The Problem: 150 Modules, No Pre-compiler

When porting a production system with approximately 150 modules that use embedded SQL to Linux, the team faced a critical obstacle: not all target databases — MySQL being a prime example — ship with a pre-compiler for ESQL. Rewriting every module to vendor-specific APIs was simply not a viable path. The decision to build a custom pre-compiler was both pragmatic and necessary.

The result is an awk script with distinct versions for MySQL, ODBC, Oracle, and PostgreSQL. NonStop SQL/MP databases require additional, database-specific handling and minor code adjustments when porting from other systems.

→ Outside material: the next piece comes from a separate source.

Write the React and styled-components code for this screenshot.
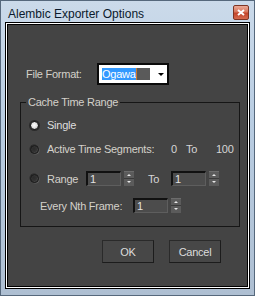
import React from "react";
import styled, { createGlobalStyle } from "styled-components";

const Global = createGlobalStyle`
  html, body { margin: 0; padding: 0; background: #ffffff; }
  body { font-family: "Liberation Sans", Arial, sans-serif; }
`;

const Window = styled.div`
  width: 255px;
  height: 296px;
  box-sizing: border-box;
  border: 1px solid #56687c;
  background: linear-gradient(#cbdaea, #b9cde2 40%, #aebfd2);
  padding: 0 4px 6px;
  display: flex;
  flex-direction: column;
`;

const TitleBar = styled.div`
  height: 21px;
  display: flex;
  align-items: flex-start;
  justify-content: space-between;
  padding-left: 3px;
`;

const Title = styled.span`
  font-size: 12px;
  line-height: 12px;
  margin-top: 7px;
  color: #0b1a2c;
`;

const CloseButton = styled.div`
  width: 16px;
  height: 15px;
  margin-top: 4px;
  margin-right: 1px;
  box-sizing: border-box;
  border: 1px solid #7e3524;
  border-radius: 2px;
  background: linear-gradient(#eba996, #d8765c 45%, #c2442a 55%, #d56a4e);
  display: flex;
  align-items: center;
  justify-content: center;
`;

const Client = styled.div`
  flex: 1;
  border: 1px solid #000;
  box-shadow: inset 0 0 0 1px #fff, inset 0 0 0 2px #000;
  background: #444444;
  padding: 40px 9px 0 14px;
  display: flex;
  flex-direction: column;
  font-size: 11px;
  letter-spacing: -0.25px;
  color: #d6d6d6;
`;

const FileRow = styled.div`
  display: flex;
  align-items: center;
  padding-left: 6px;
  height: 22px;
`;

const FieldLabel = styled.span`
  width: ${(p) => p.$w}px;
  margin-left: ${(p) => p.$ml || 0}px;
  color: ${(p) => p.$color || "#d4d1ca"};
  white-space: nowrap;
`;

const Dropdown = styled.div`
  width: 72px;
  height: 22px;
  box-sizing: border-box;
  border: 2px solid #0a0a0a;
  background: #fff;
  display: flex;
  align-items: center;
  padding: 0 3px;
`;

const Selected = styled.span`
  background: #3399ff;
  color: #fff;
  height: 12px;
  line-height: 12px;
  border-right: 1px solid #d07b2a;
`;

const Rest = styled.span`
  width: 13px;
  height: 12px;
  background: #5a5a5a;
`;

const Arrow = styled.span`
  margin-left: auto;
  width: 0;
  height: 0;
  border-left: 3px solid transparent;
  border-right: 3px solid transparent;
  border-top: 3px solid #000;
`;

const Group = styled.fieldset`
  margin: 11px 0 0;
  padding: 0 0 13px;
  min-width: 0;
  border: 1px solid #161616;
  display: flex;
  flex-direction: column;
`;

const Legend = styled.legend`
  margin-left: 5px;
  padding: 0 2px;
  line-height: 13px;
  color: #d4d1ca;
`;

const Row = styled.div`
  display: flex;
  align-items: center;
  height: ${(p) => p.$h || 16}px;
  margin-top: ${(p) => p.$mt}px;
  padding-left: ${(p) => p.$pl || 9}px;
`;

const Radio = styled.span`
  width: 9px;
  height: 9px;
  box-sizing: border-box;
  border-radius: 50%;
  border: 1px solid #161616;
  margin-right: 8px;
  flex-shrink: 0;
  box-shadow: ${(p) => (p.$on ? "0 0 0 1px #2a2a2a" : "1px 1px 0 -0.5px #5e5e5e, -0.5px -0.5px 0 0 #262626")};
  background: ${(p) =>
    p.$on
      ? "radial-gradient(circle at 45% 45%, #ffffff 0, #e4e4e4 45%, #9a9a9a 100%)"
      : "radial-gradient(circle at 40% 40%, #2a2a2a 0, #333 50%, #626262 100%)"};
`;

const Value = styled.span`
  width: ${(p) => p.$w}px;
  margin-left: ${(p) => p.$ml || 0}px;
  color: #d6d6d6;
`;

const SpinWrap = styled.div`
  display: flex;
  align-items: center;
  margin-left: ${(p) => p.$ml || 0}px;
`;

const NumBox = styled.div`
  width: 35px;
  height: 15px;
  box-sizing: border-box;
  border-top: 2px solid #111;
  border-left: 2px solid #111;
  border-right: 1px solid #5e5e5e;
  border-bottom: 1px solid #5e5e5e;
  background: #4c4c4c;
  color: #e2e2e2;
  padding-left: 2px;
  line-height: 12px;
`;

const SpinButtons = styled.svg`
  margin-left: 3px;
  display: block;
`;

const ButtonRow = styled.div`
  display: flex;
  justify-content: flex-end;
  gap: 15px;
  margin-top: 13px;
  padding-right: 19px;
`;

const Button = styled.div`
  width: 52px;
  height: 23px;
  box-sizing: border-box;
  border: 1px solid #2a2a2a;
  border-right-color: #1c1c1c;
  border-bottom-color: #1c1c1c;
  background: #474747;
  color: #dcdcdc;
  display: flex;
  align-items: center;
  justify-content: center;
`;

const Spinner = ({ value, ml }) => (
  <SpinWrap $ml={ml}>
    <NumBox>{value}</NumBox>
    <SpinButtons width="10" height="15" viewBox="0 0 10 15">
      <rect x="0" y="0" width="10" height="15" fill="#5b5b5b" />
      <rect x="0" y="0" width="10" height="1" fill="#6c6c6c" />
      <rect x="0" y="7" width="10" height="1" fill="#3a3a3a" />
      <path d="M3 5 L5 3 L7 5 Z" fill="#e8e8e8" />
      <path d="M3 10 L5 12 L7 10 Z" fill="#e8e8e8" />
    </SpinButtons>
  </SpinWrap>
);

export default function App() {
  return (
    <>
      <Global />
      <Window>
        <TitleBar>
          <Title>Alembic Exporter Options</Title>
          <CloseButton>
            <svg width="8" height="7" viewBox="0 0 8 7">
              <path d="M1 1 L7 6 M7 1 L1 6" stroke="#fff" strokeWidth="2" />
            </svg>
          </CloseButton>
        </TitleBar>
        <Client>
          <FileRow>
            <FieldLabel $w={71}>File Format:</FieldLabel>
            <Dropdown>
              <Selected>Ogawa</Selected>
              <Rest />
              <Arrow />
            </Dropdown>
          </FileRow>
          <Group>
            <Legend>Cache Time Range</Legend>
            <Row $mt={8}>
              <Radio $on />
              <FieldLabel $color="#dedede">Single</FieldLabel>
            </Row>
            <Row $mt={8}>
              <Radio />
              <FieldLabel $w={124}>Active Time Segments:</FieldLabel>
              <Value $w={6}>0</Value>
              <Value $w={13} $ml={9}>To</Value>
              <Value $w={19} $ml={17}>100</Value>
            </Row>
            <Row $mt={14} $h={15}>
              <Radio />
              <FieldLabel $w={39}>Range</FieldLabel>
              <Spinner value="1" />
              <Value $w={13} $ml={14}>To</Value>
              <Spinner value="1" ml={10} />
            </Row>
            <Row $mt={12} $h={15} $pl={19}>
              <FieldLabel $w={93}>Every Nth Frame:</FieldLabel>
              <Spinner value="1" />
            </Row>
          </Group>
          <ButtonRow>
            <Button>OK</Button>
            <Button>Cancel</Button>
          </ButtonRow>
        </Client>
      </Window>
    </>
  );
}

Understanding Embedded SQL

Embedded SQL (ESQL) allows developers to write SQL statements directly inside a host language like C/C++, COBOL, or PLI. The pre-compiler approach described here targets C/C++ specifically, though the concepts apply broadly. To illustrate each stage, both MySQL and ODBC code paths are shown side by side.

Declaring Host Variables

Any database API requires the programmer to specify the type of each host variable. This means the pre-compiler must parse declarations to determine those types. Some databases only support simple declarations; others allow full C structures and typedefs in the declare section. Rather than writing a full C parser, the pre-compiler generates C++ code from the original C and ESQL source, wrapping the database API with a lightweight layer that uses polymorphism to enforce correct types — letting the C++ compiler do the heavy lifting. For MySQL and ODBC, the awk script takes the declare section and comments out the EXEC SQL macros.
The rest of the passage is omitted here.